Diálogo: Como os senhores determinam as áreas onde irão atuar?
General Valencia: Nós aunamos o esforço militar, o planejamento militar ao que foi enfocado em todas as instituições. Por isso, lhe digo que quando entramos em acordo com as instituições e elas se unem a este esforço, todas as áreas passam a ser parte das instituições, que é lógico que esse esforço militar esteja secundado por um apoio de consolidação de tal maneira que, uma vez que as tropas desalojem o inimigo de um setor, imediatamente chegue o resto das instituições para beneficiar essas comunidades. Nós como militares não podemos fazer um esforço em umas comunidades onde as instituições não vão chegar.

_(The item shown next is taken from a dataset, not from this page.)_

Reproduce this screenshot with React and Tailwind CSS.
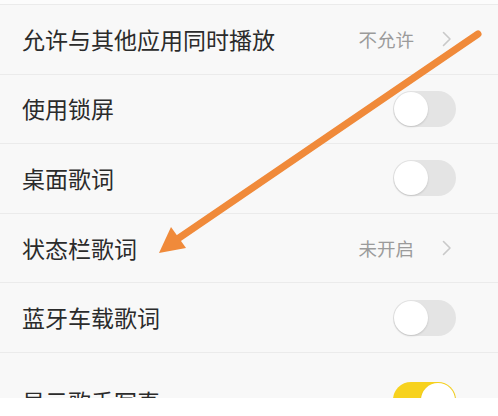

Diálogo: Até agora este tem sido um programa do Exército Nacional da Colômbia. Há planos de expandi-lo, em algum momento, às demais forças militares?
General Valencia: Neste momento, o Comitê de Revisão Estratégica e Inovação tomou também a decisão de incluí-lo em seus planos, dentro do conceito das forças militares, ou seja, que todas as forças militares incorporem o programa a seu planejamento a fim de se integrarem à toda a institucionalidade, empresa privada e apoio internacional para realizar este processo em todo o país, de maneira coordenada, conjunta e interinstitucional.